Take a pound of almond-paste, and put to it a Capon minc't and stamped with the almonds, & some crums of manchet, some sack or white-wine, three pints of strong broth cold, and eight or ten yolks of raw eggs; strain all the foresaid together, and boil it in a skillet with some sugar to a pretty thickness, put to it some cinamon, nutmeg, and a few whole cloves, then have roast Pigeons, or any small birds roasted, cut them up, and do as is aforesaid, and strow on sugar and cinamon.

_Capilotado_ for roast Meats, as Partridges, Pigeons, eight or twelve, or any other the like; or Sea Fowls, Ducks, or Widgeons._

Take a pound of almonds, a pound of currans, a pound of sugar, half a pound of muskefied bisket-bread, a pottle of strong broth cold, half a pint of grape verjuyce, pepper half an ounce, nutmegs as much, an ounce of cinamon, and a few cloves; all these aforesaid stamped, strained, and boil'd with the aforesaid liquor, and in all points as the former, only toasts must be added.

Other Capilotado common.

Take two pound of parmisan grated, a minced kidney of veal, a pound of other fat cheese, ten cloves of garlick boil'd, broth or none, two capons minced and stamped, rost or boil'd, and put to it ten yolks of eggs raw, with a pound of sugar: temper the foresaid with strong broth, and boil all in a broad skillet or brass pan, in the boiling stir it continually till it be incorporated, and put to it an ounce of cinamon, a little pepper, half an ounce of cloves, and as much nutmeg beaten, some saffron; then break up your roast fowls, roast lamb, kid, or fried veal, make three bottoms, and set it into a warm oven, till you serve it in, &c.

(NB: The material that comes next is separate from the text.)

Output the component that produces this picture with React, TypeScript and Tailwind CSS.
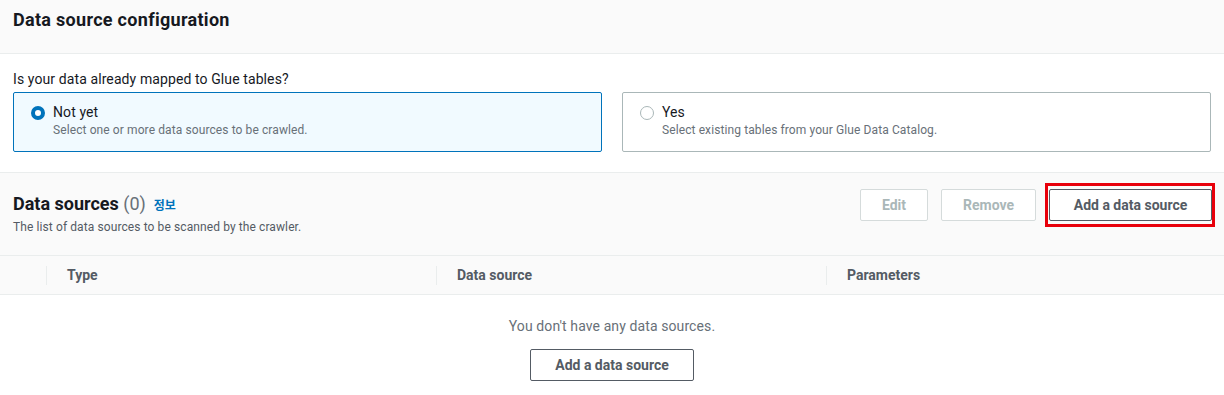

_Capilotado_, or Custard, in the Hungarian fashion, in the pot, or baked in an Oven._

Take two quarts of goat or cows milk, or two quarts of cream, and the whites of five new laid eggs, yolks and all, or ten yolks, a pound of sugar, half an ounce of cinamon, a little salt, and some saffron; strain it and bake it in a deep dish; being baked, put on the juyce of four or five oranges, a little white wine, rose-water, and beaten ginger, &c.